Furthermore, the interpretation of the Supreme Court can be questioned since it implies that a company can be considered as both resident and non-resident for the application of the tax agreement, depending on the nature of the revenue and its effective submission to tax in different countries.
Indeed, would a company receiving two cross border incomes be considered as resident in a country for both revenues purposes when only one is effectively taxed, or would it be considered as a resident and benefit from the tax agreement provisions for the taxed income treatment only?
Finally, the consequences of these decisions on real estate structures and the REITs regime is now highly uncertain, particularly as these regimes exempt real estate structures from tax.
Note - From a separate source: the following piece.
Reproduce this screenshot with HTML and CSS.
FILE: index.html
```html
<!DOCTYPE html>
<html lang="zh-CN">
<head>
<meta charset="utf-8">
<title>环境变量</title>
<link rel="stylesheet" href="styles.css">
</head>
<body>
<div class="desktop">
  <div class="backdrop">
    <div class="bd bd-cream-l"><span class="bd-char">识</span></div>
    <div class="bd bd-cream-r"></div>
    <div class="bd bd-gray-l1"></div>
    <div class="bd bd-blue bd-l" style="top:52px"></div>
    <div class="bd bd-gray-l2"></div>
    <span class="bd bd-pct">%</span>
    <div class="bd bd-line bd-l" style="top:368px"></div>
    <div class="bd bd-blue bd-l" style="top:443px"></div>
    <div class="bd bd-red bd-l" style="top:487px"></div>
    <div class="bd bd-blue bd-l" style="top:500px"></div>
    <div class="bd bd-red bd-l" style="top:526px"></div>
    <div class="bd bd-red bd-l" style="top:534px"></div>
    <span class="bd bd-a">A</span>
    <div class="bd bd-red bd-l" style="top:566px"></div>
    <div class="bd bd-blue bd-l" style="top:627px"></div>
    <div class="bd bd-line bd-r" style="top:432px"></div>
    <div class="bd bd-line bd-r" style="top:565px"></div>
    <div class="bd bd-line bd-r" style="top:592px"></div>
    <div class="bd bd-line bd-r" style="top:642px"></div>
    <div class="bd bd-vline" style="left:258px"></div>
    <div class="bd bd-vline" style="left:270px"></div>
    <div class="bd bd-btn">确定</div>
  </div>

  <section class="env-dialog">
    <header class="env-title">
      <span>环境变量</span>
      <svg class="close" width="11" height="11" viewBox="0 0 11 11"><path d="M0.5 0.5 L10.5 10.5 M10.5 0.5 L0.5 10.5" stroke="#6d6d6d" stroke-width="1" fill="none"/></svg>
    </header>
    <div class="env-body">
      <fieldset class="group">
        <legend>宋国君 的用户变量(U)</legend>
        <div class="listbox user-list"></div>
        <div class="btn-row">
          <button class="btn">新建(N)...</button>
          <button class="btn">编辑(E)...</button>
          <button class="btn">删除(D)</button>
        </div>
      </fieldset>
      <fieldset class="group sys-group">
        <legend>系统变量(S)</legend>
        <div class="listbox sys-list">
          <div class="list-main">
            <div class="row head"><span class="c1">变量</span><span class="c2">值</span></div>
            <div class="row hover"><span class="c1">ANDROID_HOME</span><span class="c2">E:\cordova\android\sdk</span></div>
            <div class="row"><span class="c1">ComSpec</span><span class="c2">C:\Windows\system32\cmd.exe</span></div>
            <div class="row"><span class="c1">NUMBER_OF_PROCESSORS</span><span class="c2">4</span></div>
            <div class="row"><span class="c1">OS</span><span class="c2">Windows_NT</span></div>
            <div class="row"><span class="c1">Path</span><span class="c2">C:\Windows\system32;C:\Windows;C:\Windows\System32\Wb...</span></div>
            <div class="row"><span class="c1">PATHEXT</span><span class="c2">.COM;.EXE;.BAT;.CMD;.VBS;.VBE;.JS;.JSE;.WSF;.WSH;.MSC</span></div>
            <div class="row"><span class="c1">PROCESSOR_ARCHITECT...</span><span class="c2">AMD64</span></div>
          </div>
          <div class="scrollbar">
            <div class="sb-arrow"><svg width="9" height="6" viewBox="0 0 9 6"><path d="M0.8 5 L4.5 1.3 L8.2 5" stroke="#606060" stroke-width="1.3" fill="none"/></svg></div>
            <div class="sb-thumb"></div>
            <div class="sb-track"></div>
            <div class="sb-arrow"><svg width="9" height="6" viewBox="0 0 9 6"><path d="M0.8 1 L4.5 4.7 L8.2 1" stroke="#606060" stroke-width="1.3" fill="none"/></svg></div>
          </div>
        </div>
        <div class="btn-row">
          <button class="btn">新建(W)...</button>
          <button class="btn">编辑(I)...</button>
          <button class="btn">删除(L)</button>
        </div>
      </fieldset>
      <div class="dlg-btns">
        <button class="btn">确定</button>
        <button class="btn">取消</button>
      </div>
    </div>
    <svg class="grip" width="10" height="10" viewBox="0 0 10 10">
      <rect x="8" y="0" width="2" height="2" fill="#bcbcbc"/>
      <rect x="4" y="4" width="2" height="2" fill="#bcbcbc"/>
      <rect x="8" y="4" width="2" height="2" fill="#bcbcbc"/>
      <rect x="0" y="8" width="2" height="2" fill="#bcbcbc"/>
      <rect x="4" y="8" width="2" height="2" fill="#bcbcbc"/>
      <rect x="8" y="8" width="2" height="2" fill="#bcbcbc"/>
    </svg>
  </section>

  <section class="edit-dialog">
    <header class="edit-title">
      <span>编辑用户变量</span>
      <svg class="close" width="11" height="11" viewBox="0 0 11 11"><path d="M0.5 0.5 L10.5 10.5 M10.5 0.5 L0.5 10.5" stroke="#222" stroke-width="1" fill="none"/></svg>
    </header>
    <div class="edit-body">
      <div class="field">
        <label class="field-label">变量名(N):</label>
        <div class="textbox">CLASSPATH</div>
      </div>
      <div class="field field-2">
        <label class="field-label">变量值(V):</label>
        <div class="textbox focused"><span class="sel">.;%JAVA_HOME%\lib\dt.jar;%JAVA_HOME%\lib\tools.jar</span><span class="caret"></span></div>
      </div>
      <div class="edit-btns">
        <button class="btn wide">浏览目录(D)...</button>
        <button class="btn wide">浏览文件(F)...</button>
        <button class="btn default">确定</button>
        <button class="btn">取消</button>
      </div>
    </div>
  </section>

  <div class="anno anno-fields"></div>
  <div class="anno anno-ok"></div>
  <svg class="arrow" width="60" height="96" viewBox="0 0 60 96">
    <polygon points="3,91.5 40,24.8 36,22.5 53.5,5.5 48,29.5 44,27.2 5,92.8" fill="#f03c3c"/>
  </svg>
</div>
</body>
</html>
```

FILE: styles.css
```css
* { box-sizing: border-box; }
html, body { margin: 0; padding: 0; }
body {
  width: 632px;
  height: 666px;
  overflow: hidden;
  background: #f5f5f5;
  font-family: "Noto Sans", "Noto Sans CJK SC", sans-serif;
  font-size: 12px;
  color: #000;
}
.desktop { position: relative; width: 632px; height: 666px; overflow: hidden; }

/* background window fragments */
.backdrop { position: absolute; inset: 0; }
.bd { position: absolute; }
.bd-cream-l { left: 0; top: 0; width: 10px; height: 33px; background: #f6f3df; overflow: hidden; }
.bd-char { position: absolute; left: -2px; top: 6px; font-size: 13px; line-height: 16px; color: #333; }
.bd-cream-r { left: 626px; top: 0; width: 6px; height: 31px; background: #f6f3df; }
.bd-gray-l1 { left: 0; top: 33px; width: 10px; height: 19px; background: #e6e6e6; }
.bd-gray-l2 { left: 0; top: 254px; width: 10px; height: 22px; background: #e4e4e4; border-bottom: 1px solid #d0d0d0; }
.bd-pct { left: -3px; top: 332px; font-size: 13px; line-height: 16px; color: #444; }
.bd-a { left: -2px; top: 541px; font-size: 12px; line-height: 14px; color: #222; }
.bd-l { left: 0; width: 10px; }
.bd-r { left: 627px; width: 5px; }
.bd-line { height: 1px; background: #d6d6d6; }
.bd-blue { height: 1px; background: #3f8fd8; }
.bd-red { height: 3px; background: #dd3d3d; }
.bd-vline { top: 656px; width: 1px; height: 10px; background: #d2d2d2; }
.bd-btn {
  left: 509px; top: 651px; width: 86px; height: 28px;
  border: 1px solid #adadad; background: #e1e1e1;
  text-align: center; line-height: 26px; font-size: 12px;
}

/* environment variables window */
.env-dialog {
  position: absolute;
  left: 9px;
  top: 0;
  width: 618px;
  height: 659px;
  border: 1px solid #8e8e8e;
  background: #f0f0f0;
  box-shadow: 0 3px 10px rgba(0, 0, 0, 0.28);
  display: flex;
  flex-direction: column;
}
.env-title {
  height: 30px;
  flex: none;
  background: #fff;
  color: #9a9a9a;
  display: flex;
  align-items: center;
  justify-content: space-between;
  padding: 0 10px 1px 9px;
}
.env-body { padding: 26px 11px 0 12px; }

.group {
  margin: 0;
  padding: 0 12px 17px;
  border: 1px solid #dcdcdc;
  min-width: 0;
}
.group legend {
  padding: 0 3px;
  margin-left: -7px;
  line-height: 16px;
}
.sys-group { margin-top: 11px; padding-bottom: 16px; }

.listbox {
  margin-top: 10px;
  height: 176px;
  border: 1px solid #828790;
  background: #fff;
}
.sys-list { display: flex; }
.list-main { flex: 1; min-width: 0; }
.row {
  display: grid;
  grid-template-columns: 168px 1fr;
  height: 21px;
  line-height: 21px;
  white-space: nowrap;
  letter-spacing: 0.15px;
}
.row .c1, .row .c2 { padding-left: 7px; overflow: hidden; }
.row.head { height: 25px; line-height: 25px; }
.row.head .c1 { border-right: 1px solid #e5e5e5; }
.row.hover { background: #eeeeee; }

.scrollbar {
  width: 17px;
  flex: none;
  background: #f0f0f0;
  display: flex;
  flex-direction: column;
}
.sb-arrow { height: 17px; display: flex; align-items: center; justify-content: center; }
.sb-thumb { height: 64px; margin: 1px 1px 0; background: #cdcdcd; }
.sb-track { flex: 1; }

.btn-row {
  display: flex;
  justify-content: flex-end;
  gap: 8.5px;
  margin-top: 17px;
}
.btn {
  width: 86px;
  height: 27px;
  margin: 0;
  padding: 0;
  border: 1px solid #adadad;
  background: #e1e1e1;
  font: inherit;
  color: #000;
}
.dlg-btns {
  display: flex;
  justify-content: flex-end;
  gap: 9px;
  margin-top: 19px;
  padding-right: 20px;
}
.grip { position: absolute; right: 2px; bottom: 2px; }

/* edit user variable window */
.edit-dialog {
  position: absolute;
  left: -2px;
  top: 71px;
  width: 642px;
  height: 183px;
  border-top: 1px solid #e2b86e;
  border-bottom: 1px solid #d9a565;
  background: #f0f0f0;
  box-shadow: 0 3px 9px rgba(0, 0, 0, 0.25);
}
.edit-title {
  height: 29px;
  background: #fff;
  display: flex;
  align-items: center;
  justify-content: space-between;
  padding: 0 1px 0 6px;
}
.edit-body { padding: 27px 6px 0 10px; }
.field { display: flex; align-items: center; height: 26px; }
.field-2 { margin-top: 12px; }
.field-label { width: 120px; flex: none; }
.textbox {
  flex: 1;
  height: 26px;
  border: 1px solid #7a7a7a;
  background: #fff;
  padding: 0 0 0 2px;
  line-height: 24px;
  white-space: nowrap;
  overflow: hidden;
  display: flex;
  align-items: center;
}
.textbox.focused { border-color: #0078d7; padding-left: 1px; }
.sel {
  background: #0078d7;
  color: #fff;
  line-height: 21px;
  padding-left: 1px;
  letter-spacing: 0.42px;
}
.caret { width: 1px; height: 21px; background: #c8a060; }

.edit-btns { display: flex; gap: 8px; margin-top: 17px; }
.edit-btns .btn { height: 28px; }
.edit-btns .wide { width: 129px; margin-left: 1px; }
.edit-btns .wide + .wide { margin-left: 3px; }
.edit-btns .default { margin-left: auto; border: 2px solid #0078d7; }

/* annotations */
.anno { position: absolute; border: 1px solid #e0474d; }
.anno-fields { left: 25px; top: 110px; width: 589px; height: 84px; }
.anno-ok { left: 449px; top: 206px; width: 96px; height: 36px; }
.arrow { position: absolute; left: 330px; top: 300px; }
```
In France, for example, the SIIC regime provides that these structures are within the scope of CIT, but exempt from tax on real estate revenues, including dividends received from similar structures.
In this respect, both French Tax Authorities and OECD guidelines tend to be in accordance on the tax treaty benefits to real estate structures where no provision expressly excludes such benefits.
Nevertheless, on the basis of the decisions described above, could the Supreme Court consider that REITs cannot benefit from international tax treaties, regardless of the provisions set out by the French administrative doctrine and the fact that these structures effectively pay corporation tax on the non-real estate revenues?